#### Exercise:
Send each entry back exactly as given, pictures excluded.

***** Given information

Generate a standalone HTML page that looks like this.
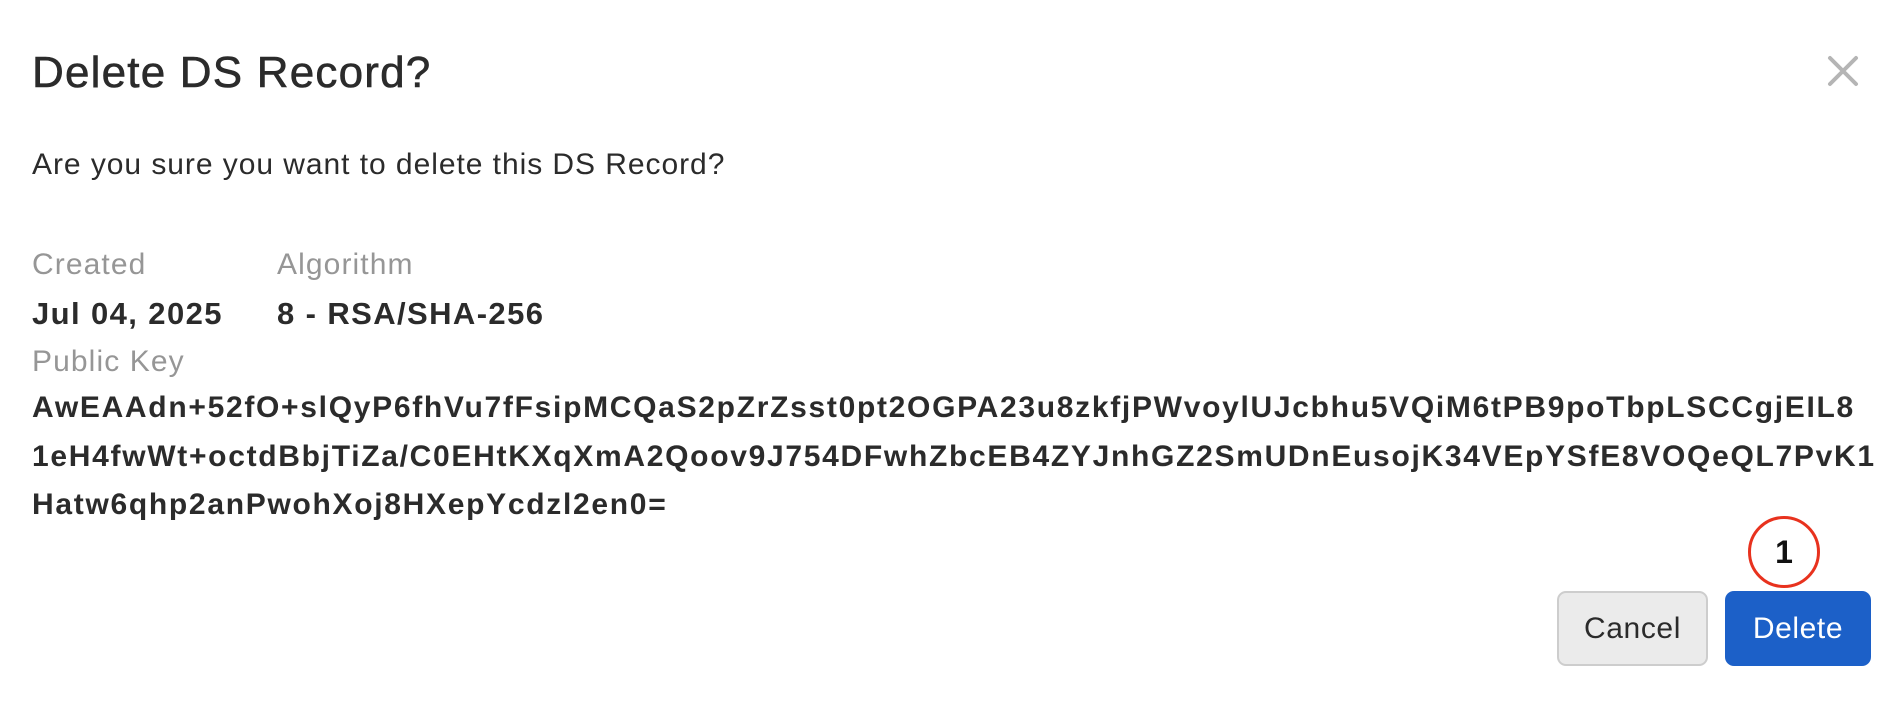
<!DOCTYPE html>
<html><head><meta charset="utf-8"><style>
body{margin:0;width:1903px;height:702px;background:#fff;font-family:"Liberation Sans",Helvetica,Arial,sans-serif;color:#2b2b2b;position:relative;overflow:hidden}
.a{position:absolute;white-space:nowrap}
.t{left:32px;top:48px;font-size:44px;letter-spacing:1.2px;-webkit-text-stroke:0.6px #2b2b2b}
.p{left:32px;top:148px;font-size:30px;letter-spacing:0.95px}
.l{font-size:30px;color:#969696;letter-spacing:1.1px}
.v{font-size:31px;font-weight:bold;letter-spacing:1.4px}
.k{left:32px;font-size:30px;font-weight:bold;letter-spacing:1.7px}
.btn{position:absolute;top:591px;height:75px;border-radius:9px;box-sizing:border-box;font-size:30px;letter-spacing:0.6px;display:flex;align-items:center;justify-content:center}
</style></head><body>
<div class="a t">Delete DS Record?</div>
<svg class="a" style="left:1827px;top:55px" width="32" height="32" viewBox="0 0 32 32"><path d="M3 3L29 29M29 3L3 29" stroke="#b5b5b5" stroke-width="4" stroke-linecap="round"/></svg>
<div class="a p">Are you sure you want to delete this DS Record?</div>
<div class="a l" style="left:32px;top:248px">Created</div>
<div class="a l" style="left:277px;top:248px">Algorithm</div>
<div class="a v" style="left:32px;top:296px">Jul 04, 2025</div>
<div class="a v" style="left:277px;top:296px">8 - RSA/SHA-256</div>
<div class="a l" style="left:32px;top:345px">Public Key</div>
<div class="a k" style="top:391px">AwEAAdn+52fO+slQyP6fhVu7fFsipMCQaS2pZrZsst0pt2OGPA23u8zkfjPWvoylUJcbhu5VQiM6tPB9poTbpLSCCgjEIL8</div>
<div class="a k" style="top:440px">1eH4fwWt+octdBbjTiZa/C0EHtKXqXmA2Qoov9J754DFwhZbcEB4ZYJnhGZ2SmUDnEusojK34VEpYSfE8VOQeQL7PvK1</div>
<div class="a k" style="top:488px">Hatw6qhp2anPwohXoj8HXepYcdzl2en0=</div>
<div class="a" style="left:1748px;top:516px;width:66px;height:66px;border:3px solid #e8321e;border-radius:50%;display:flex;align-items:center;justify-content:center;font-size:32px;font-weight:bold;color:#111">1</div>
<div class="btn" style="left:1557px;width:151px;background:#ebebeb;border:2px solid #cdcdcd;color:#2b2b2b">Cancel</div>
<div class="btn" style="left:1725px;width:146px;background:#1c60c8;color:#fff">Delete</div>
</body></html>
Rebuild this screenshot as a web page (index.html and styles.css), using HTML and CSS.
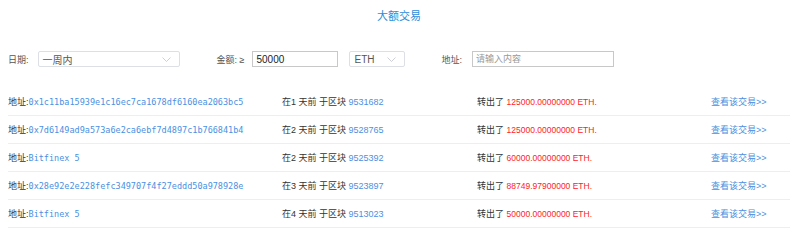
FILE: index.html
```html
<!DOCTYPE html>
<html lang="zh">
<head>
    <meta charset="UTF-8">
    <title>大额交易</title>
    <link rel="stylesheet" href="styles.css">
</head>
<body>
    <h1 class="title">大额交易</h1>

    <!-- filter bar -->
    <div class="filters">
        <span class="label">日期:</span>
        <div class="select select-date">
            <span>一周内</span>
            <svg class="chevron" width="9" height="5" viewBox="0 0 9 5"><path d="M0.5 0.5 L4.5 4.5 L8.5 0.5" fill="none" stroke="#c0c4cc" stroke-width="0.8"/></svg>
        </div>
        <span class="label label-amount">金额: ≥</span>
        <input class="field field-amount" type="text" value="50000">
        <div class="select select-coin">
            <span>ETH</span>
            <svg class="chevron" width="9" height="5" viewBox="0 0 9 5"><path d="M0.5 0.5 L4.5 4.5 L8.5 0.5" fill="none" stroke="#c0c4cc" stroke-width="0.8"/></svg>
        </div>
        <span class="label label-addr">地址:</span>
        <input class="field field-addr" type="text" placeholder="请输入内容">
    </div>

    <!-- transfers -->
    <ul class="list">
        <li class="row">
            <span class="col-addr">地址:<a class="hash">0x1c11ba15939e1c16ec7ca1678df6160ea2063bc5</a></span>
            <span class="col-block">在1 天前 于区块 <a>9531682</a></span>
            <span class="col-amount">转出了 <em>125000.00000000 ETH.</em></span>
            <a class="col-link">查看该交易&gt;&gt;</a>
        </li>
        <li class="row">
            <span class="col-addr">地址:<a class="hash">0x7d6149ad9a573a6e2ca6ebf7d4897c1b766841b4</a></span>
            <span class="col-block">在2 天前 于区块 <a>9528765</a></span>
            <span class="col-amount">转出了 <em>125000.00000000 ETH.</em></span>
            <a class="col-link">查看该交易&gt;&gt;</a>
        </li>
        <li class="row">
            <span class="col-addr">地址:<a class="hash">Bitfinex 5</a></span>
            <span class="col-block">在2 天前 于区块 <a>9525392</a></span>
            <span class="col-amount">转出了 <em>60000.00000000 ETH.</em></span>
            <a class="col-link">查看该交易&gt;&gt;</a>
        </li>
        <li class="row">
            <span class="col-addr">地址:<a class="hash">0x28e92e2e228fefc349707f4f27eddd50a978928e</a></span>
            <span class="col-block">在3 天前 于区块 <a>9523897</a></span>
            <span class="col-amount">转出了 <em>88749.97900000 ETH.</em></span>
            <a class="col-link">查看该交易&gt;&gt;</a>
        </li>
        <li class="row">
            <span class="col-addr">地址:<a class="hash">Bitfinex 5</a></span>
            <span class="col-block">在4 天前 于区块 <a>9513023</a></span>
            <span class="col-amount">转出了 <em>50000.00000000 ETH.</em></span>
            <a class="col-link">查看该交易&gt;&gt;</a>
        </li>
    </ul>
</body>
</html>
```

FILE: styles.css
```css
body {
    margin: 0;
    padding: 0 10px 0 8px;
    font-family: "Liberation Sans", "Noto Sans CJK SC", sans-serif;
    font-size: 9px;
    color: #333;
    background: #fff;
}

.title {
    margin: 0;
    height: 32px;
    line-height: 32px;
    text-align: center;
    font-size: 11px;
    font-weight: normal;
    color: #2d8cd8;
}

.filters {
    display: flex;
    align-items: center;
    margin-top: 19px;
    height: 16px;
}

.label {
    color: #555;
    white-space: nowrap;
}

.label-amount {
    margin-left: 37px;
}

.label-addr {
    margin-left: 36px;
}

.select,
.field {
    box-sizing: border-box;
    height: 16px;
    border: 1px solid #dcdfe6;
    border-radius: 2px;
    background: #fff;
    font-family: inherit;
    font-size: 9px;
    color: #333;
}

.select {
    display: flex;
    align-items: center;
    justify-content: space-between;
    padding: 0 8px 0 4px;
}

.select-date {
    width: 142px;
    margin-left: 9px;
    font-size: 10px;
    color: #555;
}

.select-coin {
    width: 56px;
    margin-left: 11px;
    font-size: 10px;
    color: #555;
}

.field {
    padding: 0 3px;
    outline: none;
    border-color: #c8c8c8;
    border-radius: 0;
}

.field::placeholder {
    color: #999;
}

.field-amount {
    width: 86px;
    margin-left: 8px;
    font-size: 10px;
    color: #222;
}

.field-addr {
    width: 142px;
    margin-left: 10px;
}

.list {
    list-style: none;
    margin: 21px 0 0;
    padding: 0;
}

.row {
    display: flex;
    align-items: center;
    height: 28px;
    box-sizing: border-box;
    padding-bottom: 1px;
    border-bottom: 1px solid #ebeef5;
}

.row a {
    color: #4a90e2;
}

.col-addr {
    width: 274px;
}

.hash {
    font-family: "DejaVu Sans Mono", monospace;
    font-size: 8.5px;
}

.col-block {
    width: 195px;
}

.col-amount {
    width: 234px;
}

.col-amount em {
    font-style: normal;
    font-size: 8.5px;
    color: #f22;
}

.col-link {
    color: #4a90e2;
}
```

**********

#### Exercise solution:
Generate a standalone HTML page that looks like this.
<!DOCTYPE html>
<html><head><meta charset="utf-8"><style>
body{margin:0;width:1903px;height:702px;background:#fff;font-family:"Liberation Sans",Helvetica,Arial,sans-serif;color:#2b2b2b;position:relative;overflow:hidden}
.a{position:absolute;white-space:nowrap}
.t{left:32px;top:48px;font-size:44px;letter-spacing:1.2px;-webkit-text-stroke:0.6px #2b2b2b}
.p{left:32px;top:148px;font-size:30px;letter-spacing:0.95px}
.l{font-size:30px;color:#969696;letter-spacing:1.1px}
.v{font-size:31px;font-weight:bold;letter-spacing:1.4px}
.k{left:32px;font-size:30px;font-weight:bold;letter-spacing:1.7px}
.btn{position:absolute;top:591px;height:75px;border-radius:9px;box-sizing:border-box;font-size:30px;letter-spacing:0.6px;display:flex;align-items:center;justify-content:center}
</style></head><body>
<div class="a t">Delete DS Record?</div>
<svg class="a" style="left:1827px;top:55px" width="32" height="32" viewBox="0 0 32 32"><path d="M3 3L29 29M29 3L3 29" stroke="#b5b5b5" stroke-width="4" stroke-linecap="round"/></svg>
<div class="a p">Are you sure you want to delete this DS Record?</div>
<div class="a l" style="left:32px;top:248px">Created</div>
<div class="a l" style="left:277px;top:248px">Algorithm</div>
<div class="a v" style="left:32px;top:296px">Jul 04, 2025</div>
<div class="a v" style="left:277px;top:296px">8 - RSA/SHA-256</div>
<div class="a l" style="left:32px;top:345px">Public Key</div>
<div class="a k" style="top:391px">AwEAAdn+52fO+slQyP6fhVu7fFsipMCQaS2pZrZsst0pt2OGPA23u8zkfjPWvoylUJcbhu5VQiM6tPB9poTbpLSCCgjEIL8</div>
<div class="a k" style="top:440px">1eH4fwWt+octdBbjTiZa/C0EHtKXqXmA2Qoov9J754DFwhZbcEB4ZYJnhGZ2SmUDnEusojK34VEpYSfE8VOQeQL7PvK1</div>
<div class="a k" style="top:488px">Hatw6qhp2anPwohXoj8HXepYcdzl2en0=</div>
<div class="a" style="left:1748px;top:516px;width:66px;height:66px;border:3px solid #e8321e;border-radius:50%;display:flex;align-items:center;justify-content:center;font-size:32px;font-weight:bold;color:#111">1</div>
<div class="btn" style="left:1557px;width:151px;background:#ebebeb;border:2px solid #cdcdcd;color:#2b2b2b">Cancel</div>
<div class="btn" style="left:1725px;width:146px;background:#1c60c8;color:#fff">Delete</div>
</body></html>
Rebuild this screenshot as a web page (index.html and styles.css), using HTML and CSS.
FILE: index.html
```html
<!DOCTYPE html>
<html lang="zh">
<head>
    <meta charset="UTF-8">
    <title>大额交易</title>
    <link rel="stylesheet" href="styles.css">
</head>
<body>
    <h1 class="title">大额交易</h1>

    <!-- filter bar -->
    <div class="filters">
        <span class="label">日期:</span>
        <div class="select select-date">
            <span>一周内</span>
            <svg class="chevron" width="9" height="5" viewBox="0 0 9 5"><path d="M0.5 0.5 L4.5 4.5 L8.5 0.5" fill="none" stroke="#c0c4cc" stroke-width="0.8"/></svg>
        </div>
        <span class="label label-amount">金额: ≥</span>
        <input class="field field-amount" type="text" value="50000">
        <div class="select select-coin">
            <span>ETH</span>
            <svg class="chevron" width="9" height="5" viewBox="0 0 9 5"><path d="M0.5 0.5 L4.5 4.5 L8.5 0.5" fill="none" stroke="#c0c4cc" stroke-width="0.8"/></svg>
        </div>
        <span class="label label-addr">地址:</span>
        <input class="field field-addr" type="text" placeholder="请输入内容">
    </div>

    <!-- transfers -->
    <ul class="list">
        <li class="row">
            <span class="col-addr">地址:<a class="hash">0x1c11ba15939e1c16ec7ca1678df6160ea2063bc5</a></span>
            <span class="col-block">在1 天前 于区块 <a>9531682</a></span>
            <span class="col-amount">转出了 <em>125000.00000000 ETH.</em></span>
            <a class="col-link">查看该交易&gt;&gt;</a>
        </li>
        <li class="row">
            <span class="col-addr">地址:<a class="hash">0x7d6149ad9a573a6e2ca6ebf7d4897c1b766841b4</a></span>
            <span class="col-block">在2 天前 于区块 <a>9528765</a></span>
            <span class="col-amount">转出了 <em>125000.00000000 ETH.</em></span>
            <a class="col-link">查看该交易&gt;&gt;</a>
        </li>
        <li class="row">
            <span class="col-addr">地址:<a class="hash">Bitfinex 5</a></span>
            <span class="col-block">在2 天前 于区块 <a>9525392</a></span>
            <span class="col-amount">转出了 <em>60000.00000000 ETH.</em></span>
            <a class="col-link">查看该交易&gt;&gt;</a>
        </li>
        <li class="row">
            <span class="col-addr">地址:<a class="hash">0x28e92e2e228fefc349707f4f27eddd50a978928e</a></span>
            <span class="col-block">在3 天前 于区块 <a>9523897</a></span>
            <span class="col-amount">转出了 <em>88749.97900000 ETH.</em></span>
            <a class="col-link">查看该交易&gt;&gt;</a>
        </li>
        <li class="row">
            <span class="col-addr">地址:<a class="hash">Bitfinex 5</a></span>
            <span class="col-block">在4 天前 于区块 <a>9513023</a></span>
            <span class="col-amount">转出了 <em>50000.00000000 ETH.</em></span>
            <a class="col-link">查看该交易&gt;&gt;</a>
        </li>
    </ul>
</body>
</html>
```

FILE: styles.css
```css
body {
    margin: 0;
    padding: 0 10px 0 8px;
    font-family: "Liberation Sans", "Noto Sans CJK SC", sans-serif;
    font-size: 9px;
    color: #333;
    background: #fff;
}

.title {
    margin: 0;
    height: 32px;
    line-height: 32px;
    text-align: center;
    font-size: 11px;
    font-weight: normal;
    color: #2d8cd8;
}

.filters {
    display: flex;
    align-items: center;
    margin-top: 19px;
    height: 16px;
}

.label {
    color: #555;
    white-space: nowrap;
}

.label-amount {
    margin-left: 37px;
}

.label-addr {
    margin-left: 36px;
}

.select,
.field {
    box-sizing: border-box;
    height: 16px;
    border: 1px solid #dcdfe6;
    border-radius: 2px;
    background: #fff;
    font-family: inherit;
    font-size: 9px;
    color: #333;
}

.select {
    display: flex;
    align-items: center;
    justify-content: space-between;
    padding: 0 8px 0 4px;
}

.select-date {
    width: 142px;
    margin-left: 9px;
    font-size: 10px;
    color: #555;
}

.select-coin {
    width: 56px;
    margin-left: 11px;
    font-size: 10px;
    color: #555;
}

.field {
    padding: 0 3px;
    outline: none;
    border-color: #c8c8c8;
    border-radius: 0;
}

.field::placeholder {
    color: #999;
}

.field-amount {
    width: 86px;
    margin-left: 8px;
    font-size: 10px;
    color: #222;
}

.field-addr {
    width: 142px;
    margin-left: 10px;
}

.list {
    list-style: none;
    margin: 21px 0 0;
    padding: 0;
}

.row {
    display: flex;
    align-items: center;
    height: 28px;
    box-sizing: border-box;
    padding-bottom: 1px;
    border-bottom: 1px solid #ebeef5;
}

.row a {
    color: #4a90e2;
}

.col-addr {
    width: 274px;
}

.hash {
    font-family: "DejaVu Sans Mono", monospace;
    font-size: 8.5px;
}

.col-block {
    width: 195px;
}

.col-amount {
    width: 234px;
}

.col-amount em {
    font-style: normal;
    font-size: 8.5px;
    color: #f22;
}

.col-link {
    color: #4a90e2;
}
```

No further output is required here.